- Aim of the exercise
Repeat the material verbatim and drop the pictures.

- Provided material

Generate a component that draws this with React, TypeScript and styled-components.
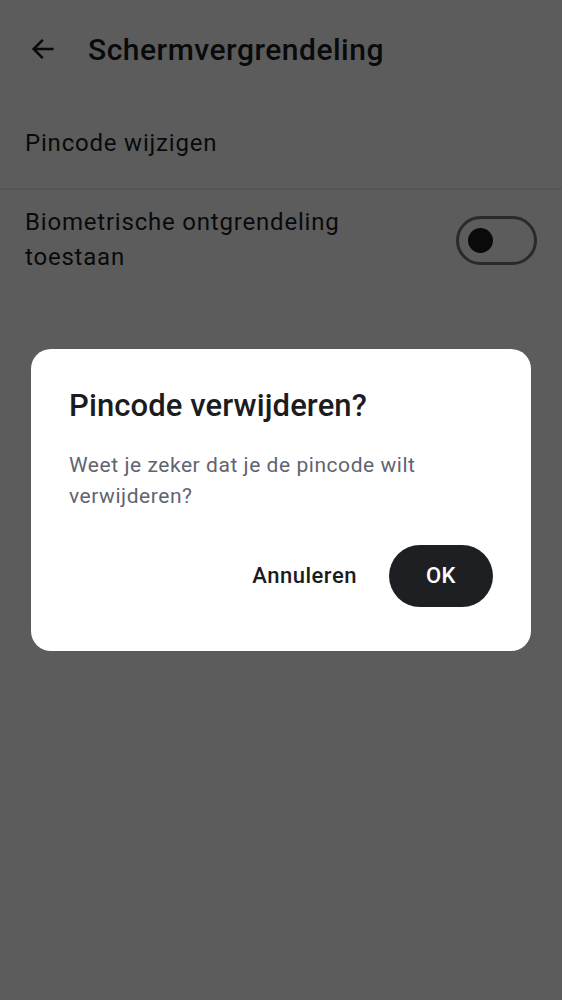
import styled, { createGlobalStyle } from "styled-components";

const GlobalStyle = createGlobalStyle`
  html, body {
    margin: 0;
    padding: 0;
    background: #ffffff;
  }
  body {
    font-family: Roboto, "Liberation Sans", sans-serif;
    -webkit-font-smoothing: antialiased;
  }
`;

const Screen = styled.div`
  position: relative;
  width: 562px;
  height: 1000px;
  background: #ffffff;
  overflow: hidden;
`;

const Header = styled.header`
  display: flex;
  align-items: center;
  height: 98px;
  padding: 0 0 0 28px;
  gap: 30px;
`;

const BackButton = styled.button`
  display: flex;
  align-items: center;
  justify-content: center;
  width: 30px;
  height: 30px;
  padding: 0;
  border: none;
  background: none;
  color: #1b1c1f;
`;

const Title = styled.h1`
  margin: 0;
  font-size: 30px;
  font-weight: 500;
  color: #1b1c1f;
  letter-spacing: 0.5px;
`;

const Row = styled.div<{ $divider?: boolean }>`
  display: flex;
  align-items: center;
  justify-content: space-between;
  padding: 0 25px;
  min-height: ${(p) => (p.$divider ? "92px" : "100px")};
  border-bottom: ${(p) => (p.$divider ? "2px solid #ececec" : "none")};
  box-sizing: border-box;
`;

const RowLabel = styled.span`
  font-size: 24px;
  line-height: 35px;
  color: #1b1c1f;
  letter-spacing: 0.8px;
  max-width: 360px;
`;

const Switch = styled.div`
  width: 81px;
  height: 49px;
  box-sizing: border-box;
  border: 3px solid #73767c;
  border-radius: 25px;
  flex-shrink: 0;
  display: flex;
  align-items: center;
  padding-left: 9px;
`;

const Thumb = styled.div`
  width: 25px;
  height: 25px;
  border-radius: 50%;
  background: #1b1c1f;
`;

const Scrim = styled.div`
  position: absolute;
  inset: 0;
  background: rgba(0, 0, 0, 0.64);
  display: flex;
  align-items: center;
  justify-content: center;
`;

const Dialog = styled.div`
  width: 500px;
  box-sizing: border-box;
  margin-bottom: 1px;
  background: #ffffff;
  border-radius: 20px;
  padding: 37px 38px 44px 38px;
`;

const DialogTitle = styled.h2`
  margin: 0 0 24px;
  font-size: 31px;
  line-height: 40px;
  font-weight: 500;
  color: #1b1c1f;
  letter-spacing: 0.1px;
`;

const DialogText = styled.p`
  margin: 0 0 33px;
  font-size: 21px;
  line-height: 31px;
  color: #5f6470;
  letter-spacing: 0.55px;
`;

const Actions = styled.div`
  display: flex;
  justify-content: flex-end;
  align-items: center;
  gap: 16px;
`;

const ActionButton = styled.button<{ $filled?: boolean }>`
  height: 62px;
  padding: 0 ${(p) => (p.$filled ? "37px" : "16px")};
  border: none;
  border-radius: 31px;
  font-family: Roboto, "Liberation Sans", sans-serif;
  font-size: 22px;
  font-weight: 500;
  letter-spacing: 0.5px;
  background: ${(p) => (p.$filled ? "#1e1f23" : "transparent")};
  color: ${(p) => (p.$filled ? "#ffffff" : "#1b1c1f")};
`;

export default function App() {
  return (
    <Screen>
      <GlobalStyle />
      <Header>
        <BackButton aria-label="Terug">
          <svg width="28" height="28" viewBox="0 0 24 24" fill="none" stroke="currentColor" strokeWidth="2.2" strokeLinecap="square">
            <path d="M20 12H5" />
            <path d="M11 5l-7 7 7 7" strokeLinejoin="miter" />
          </svg>
        </BackButton>
        <Title>Schermvergrendeling</Title>
      </Header>
      <Row $divider>
        <RowLabel>Pincode wijzigen</RowLabel>
      </Row>
      <Row>
        <RowLabel>Biometrische ontgrendeling toestaan</RowLabel>
        <Switch>
          <Thumb />
        </Switch>
      </Row>
      <Scrim>
        <Dialog>
          <DialogTitle>Pincode verwijderen?</DialogTitle>
          <DialogText>Weet je zeker dat je de pincode wilt verwijderen?</DialogText>
          <Actions>
            <ActionButton>Annuleren</ActionButton>
            <ActionButton $filled>OK</ActionButton>
          </Actions>
        </Dialog>
      </Scrim>
    </Screen>
  );
}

- Reply
Generate a component that draws this with React, TypeScript and styled-components.
import styled, { createGlobalStyle } from "styled-components";

const GlobalStyle = createGlobalStyle`
  html, body {
    margin: 0;
    padding: 0;
    background: #ffffff;
  }
  body {
    font-family: Roboto, "Liberation Sans", sans-serif;
    -webkit-font-smoothing: antialiased;
  }
`;

const Screen = styled.div`
  position: relative;
  width: 562px;
  height: 1000px;
  background: #ffffff;
  overflow: hidden;
`;

const Header = styled.header`
  display: flex;
  align-items: center;
  height: 98px;
  padding: 0 0 0 28px;
  gap: 30px;
`;

const BackButton = styled.button`
  display: flex;
  align-items: center;
  justify-content: center;
  width: 30px;
  height: 30px;
  padding: 0;
  border: none;
  background: none;
  color: #1b1c1f;
`;

const Title = styled.h1`
  margin: 0;
  font-size: 30px;
  font-weight: 500;
  color: #1b1c1f;
  letter-spacing: 0.5px;
`;

const Row = styled.div<{ $divider?: boolean }>`
  display: flex;
  align-items: center;
  justify-content: space-between;
  padding: 0 25px;
  min-height: ${(p) => (p.$divider ? "92px" : "100px")};
  border-bottom: ${(p) => (p.$divider ? "2px solid #ececec" : "none")};
  box-sizing: border-box;
`;

const RowLabel = styled.span`
  font-size: 24px;
  line-height: 35px;
  color: #1b1c1f;
  letter-spacing: 0.8px;
  max-width: 360px;
`;

const Switch = styled.div`
  width: 81px;
  height: 49px;
  box-sizing: border-box;
  border: 3px solid #73767c;
  border-radius: 25px;
  flex-shrink: 0;
  display: flex;
  align-items: center;
  padding-left: 9px;
`;

const Thumb = styled.div`
  width: 25px;
  height: 25px;
  border-radius: 50%;
  background: #1b1c1f;
`;

const Scrim = styled.div`
  position: absolute;
  inset: 0;
  background: rgba(0, 0, 0, 0.64);
  display: flex;
  align-items: center;
  justify-content: center;
`;

const Dialog = styled.div`
  width: 500px;
  box-sizing: border-box;
  margin-bottom: 1px;
  background: #ffffff;
  border-radius: 20px;
  padding: 37px 38px 44px 38px;
`;

const DialogTitle = styled.h2`
  margin: 0 0 24px;
  font-size: 31px;
  line-height: 40px;
  font-weight: 500;
  color: #1b1c1f;
  letter-spacing: 0.1px;
`;

const DialogText = styled.p`
  margin: 0 0 33px;
  font-size: 21px;
  line-height: 31px;
  color: #5f6470;
  letter-spacing: 0.55px;
`;

const Actions = styled.div`
  display: flex;
  justify-content: flex-end;
  align-items: center;
  gap: 16px;
`;

const ActionButton = styled.button<{ $filled?: boolean }>`
  height: 62px;
  padding: 0 ${(p) => (p.$filled ? "37px" : "16px")};
  border: none;
  border-radius: 31px;
  font-family: Roboto, "Liberation Sans", sans-serif;
  font-size: 22px;
  font-weight: 500;
  letter-spacing: 0.5px;
  background: ${(p) => (p.$filled ? "#1e1f23" : "transparent")};
  color: ${(p) => (p.$filled ? "#ffffff" : "#1b1c1f")};
`;

export default function App() {
  return (
    <Screen>
      <GlobalStyle />
      <Header>
        <BackButton aria-label="Terug">
          <svg width="28" height="28" viewBox="0 0 24 24" fill="none" stroke="currentColor" strokeWidth="2.2" strokeLinecap="square">
            <path d="M20 12H5" />
            <path d="M11 5l-7 7 7 7" strokeLinejoin="miter" />
          </svg>
        </BackButton>
        <Title>Schermvergrendeling</Title>
      </Header>
      <Row $divider>
        <RowLabel>Pincode wijzigen</RowLabel>
      </Row>
      <Row>
        <RowLabel>Biometrische ontgrendeling toestaan</RowLabel>
        <Switch>
          <Thumb />
        </Switch>
      </Row>
      <Scrim>
        <Dialog>
          <DialogTitle>Pincode verwijderen?</DialogTitle>
          <DialogText>Weet je zeker dat je de pincode wilt verwijderen?</DialogText>
          <Actions>
            <ActionButton>Annuleren</ActionButton>
            <ActionButton $filled>OK</ActionButton>
          </Actions>
        </Dialog>
      </Scrim>
    </Screen>
  );
}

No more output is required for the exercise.